[INSTRUCTION]: Pull each line containing "styles" out of the data and copy it.
____
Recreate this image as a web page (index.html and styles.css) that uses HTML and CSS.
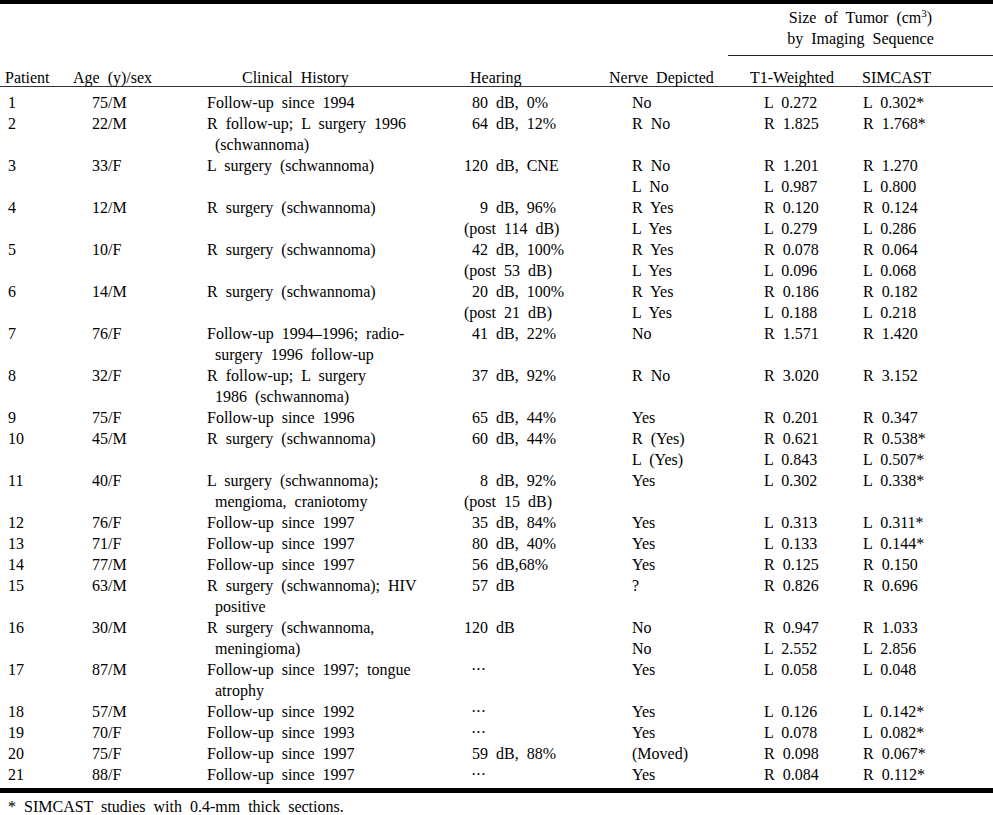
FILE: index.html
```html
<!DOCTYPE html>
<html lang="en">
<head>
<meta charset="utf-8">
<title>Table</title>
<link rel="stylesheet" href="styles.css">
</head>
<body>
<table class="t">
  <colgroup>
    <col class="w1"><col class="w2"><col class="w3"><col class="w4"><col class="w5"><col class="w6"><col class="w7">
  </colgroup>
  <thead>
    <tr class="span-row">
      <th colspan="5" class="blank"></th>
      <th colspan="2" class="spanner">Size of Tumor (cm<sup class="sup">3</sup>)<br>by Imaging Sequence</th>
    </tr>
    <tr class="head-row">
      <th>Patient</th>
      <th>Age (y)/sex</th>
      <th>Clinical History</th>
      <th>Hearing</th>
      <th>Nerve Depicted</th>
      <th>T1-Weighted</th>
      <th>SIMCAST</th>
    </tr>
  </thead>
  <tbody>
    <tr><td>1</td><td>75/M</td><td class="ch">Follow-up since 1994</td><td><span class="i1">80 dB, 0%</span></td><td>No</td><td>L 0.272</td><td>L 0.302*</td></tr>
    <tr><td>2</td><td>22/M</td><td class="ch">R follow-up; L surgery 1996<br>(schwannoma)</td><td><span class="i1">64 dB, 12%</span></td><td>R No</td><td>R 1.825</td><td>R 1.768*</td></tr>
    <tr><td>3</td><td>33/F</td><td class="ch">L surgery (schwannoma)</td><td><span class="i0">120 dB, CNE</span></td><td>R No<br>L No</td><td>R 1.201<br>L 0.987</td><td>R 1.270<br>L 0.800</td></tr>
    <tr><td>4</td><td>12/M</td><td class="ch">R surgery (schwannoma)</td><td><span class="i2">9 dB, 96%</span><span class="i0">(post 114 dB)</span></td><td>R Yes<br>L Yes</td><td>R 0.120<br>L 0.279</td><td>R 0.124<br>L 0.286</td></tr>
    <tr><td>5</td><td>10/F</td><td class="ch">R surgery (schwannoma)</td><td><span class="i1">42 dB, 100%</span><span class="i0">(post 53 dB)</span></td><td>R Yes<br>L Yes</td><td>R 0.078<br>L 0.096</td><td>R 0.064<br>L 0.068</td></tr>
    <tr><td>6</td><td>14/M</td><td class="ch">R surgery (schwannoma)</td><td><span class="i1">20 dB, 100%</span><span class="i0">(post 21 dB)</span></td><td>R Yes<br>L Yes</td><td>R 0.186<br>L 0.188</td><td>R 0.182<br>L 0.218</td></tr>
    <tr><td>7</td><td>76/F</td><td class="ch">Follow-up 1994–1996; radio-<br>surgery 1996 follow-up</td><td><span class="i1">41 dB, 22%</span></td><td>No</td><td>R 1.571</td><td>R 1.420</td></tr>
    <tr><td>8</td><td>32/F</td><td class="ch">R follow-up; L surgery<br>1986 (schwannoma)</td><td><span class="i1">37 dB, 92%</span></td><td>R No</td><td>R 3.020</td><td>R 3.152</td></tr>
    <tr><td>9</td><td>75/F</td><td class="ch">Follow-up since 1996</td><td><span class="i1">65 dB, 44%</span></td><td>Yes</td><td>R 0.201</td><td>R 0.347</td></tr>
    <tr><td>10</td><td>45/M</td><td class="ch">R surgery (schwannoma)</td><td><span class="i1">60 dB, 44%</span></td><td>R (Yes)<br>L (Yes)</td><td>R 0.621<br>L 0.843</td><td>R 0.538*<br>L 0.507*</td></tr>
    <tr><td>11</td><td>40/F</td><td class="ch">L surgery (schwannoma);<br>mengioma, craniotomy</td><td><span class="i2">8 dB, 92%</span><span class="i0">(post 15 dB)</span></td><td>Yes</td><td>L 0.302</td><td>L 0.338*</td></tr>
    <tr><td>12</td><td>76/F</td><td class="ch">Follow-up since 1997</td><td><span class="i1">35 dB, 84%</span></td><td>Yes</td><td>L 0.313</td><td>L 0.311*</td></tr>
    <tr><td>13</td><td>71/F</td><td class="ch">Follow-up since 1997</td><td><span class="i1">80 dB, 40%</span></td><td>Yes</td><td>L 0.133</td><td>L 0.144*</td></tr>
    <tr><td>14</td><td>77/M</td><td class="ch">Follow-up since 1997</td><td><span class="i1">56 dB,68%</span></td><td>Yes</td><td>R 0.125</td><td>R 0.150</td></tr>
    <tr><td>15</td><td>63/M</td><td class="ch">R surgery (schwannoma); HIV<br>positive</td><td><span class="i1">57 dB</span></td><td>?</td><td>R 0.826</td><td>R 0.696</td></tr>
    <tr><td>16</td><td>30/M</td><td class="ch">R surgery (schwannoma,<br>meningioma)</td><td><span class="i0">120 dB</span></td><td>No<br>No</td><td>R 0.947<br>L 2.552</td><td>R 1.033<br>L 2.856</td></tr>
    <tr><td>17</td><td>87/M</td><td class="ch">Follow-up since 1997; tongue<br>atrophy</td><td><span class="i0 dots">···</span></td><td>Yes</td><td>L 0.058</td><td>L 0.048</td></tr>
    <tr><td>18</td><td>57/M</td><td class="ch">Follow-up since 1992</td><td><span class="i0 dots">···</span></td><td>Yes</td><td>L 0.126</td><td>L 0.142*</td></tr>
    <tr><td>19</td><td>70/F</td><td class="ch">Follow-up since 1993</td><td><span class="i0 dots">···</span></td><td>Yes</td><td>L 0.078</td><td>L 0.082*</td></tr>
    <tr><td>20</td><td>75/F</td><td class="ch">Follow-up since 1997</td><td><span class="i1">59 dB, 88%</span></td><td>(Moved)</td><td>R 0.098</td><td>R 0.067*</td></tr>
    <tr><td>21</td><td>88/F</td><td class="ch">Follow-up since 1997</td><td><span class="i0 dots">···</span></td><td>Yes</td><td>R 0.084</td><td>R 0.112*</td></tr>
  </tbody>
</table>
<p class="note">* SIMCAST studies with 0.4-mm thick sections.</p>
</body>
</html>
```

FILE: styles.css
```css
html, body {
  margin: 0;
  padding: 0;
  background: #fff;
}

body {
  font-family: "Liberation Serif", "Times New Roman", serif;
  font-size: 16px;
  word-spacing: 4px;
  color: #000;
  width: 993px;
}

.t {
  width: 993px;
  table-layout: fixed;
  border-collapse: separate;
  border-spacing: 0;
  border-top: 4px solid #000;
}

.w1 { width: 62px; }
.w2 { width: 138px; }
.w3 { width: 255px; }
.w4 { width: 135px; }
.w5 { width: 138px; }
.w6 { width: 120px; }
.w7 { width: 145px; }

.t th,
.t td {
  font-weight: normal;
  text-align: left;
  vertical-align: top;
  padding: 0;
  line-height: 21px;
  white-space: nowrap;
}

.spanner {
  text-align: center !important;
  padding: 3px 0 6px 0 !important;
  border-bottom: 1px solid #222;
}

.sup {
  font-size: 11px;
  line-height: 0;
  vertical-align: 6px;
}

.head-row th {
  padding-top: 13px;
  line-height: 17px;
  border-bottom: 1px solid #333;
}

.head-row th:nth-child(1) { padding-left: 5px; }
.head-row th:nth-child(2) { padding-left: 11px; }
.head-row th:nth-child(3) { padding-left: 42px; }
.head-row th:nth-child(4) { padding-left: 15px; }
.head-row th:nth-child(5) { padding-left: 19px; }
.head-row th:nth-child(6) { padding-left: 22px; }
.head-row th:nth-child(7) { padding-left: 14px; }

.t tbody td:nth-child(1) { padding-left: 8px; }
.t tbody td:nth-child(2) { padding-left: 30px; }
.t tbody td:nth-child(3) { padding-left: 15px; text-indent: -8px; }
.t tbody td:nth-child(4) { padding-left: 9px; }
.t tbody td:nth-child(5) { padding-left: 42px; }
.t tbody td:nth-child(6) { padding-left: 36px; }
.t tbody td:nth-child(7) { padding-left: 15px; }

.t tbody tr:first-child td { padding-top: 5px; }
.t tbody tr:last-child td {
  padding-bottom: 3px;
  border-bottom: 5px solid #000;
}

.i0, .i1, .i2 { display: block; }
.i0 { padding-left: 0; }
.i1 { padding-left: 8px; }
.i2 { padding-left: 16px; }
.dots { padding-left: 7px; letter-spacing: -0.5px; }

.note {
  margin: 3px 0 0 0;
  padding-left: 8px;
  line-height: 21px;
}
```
____
[IN RESPONSE]:
Recreate this image as a web page (index.html and styles.css) that uses HTML and CSS.
<link rel="stylesheet" href="styles.css">
FILE: styles.css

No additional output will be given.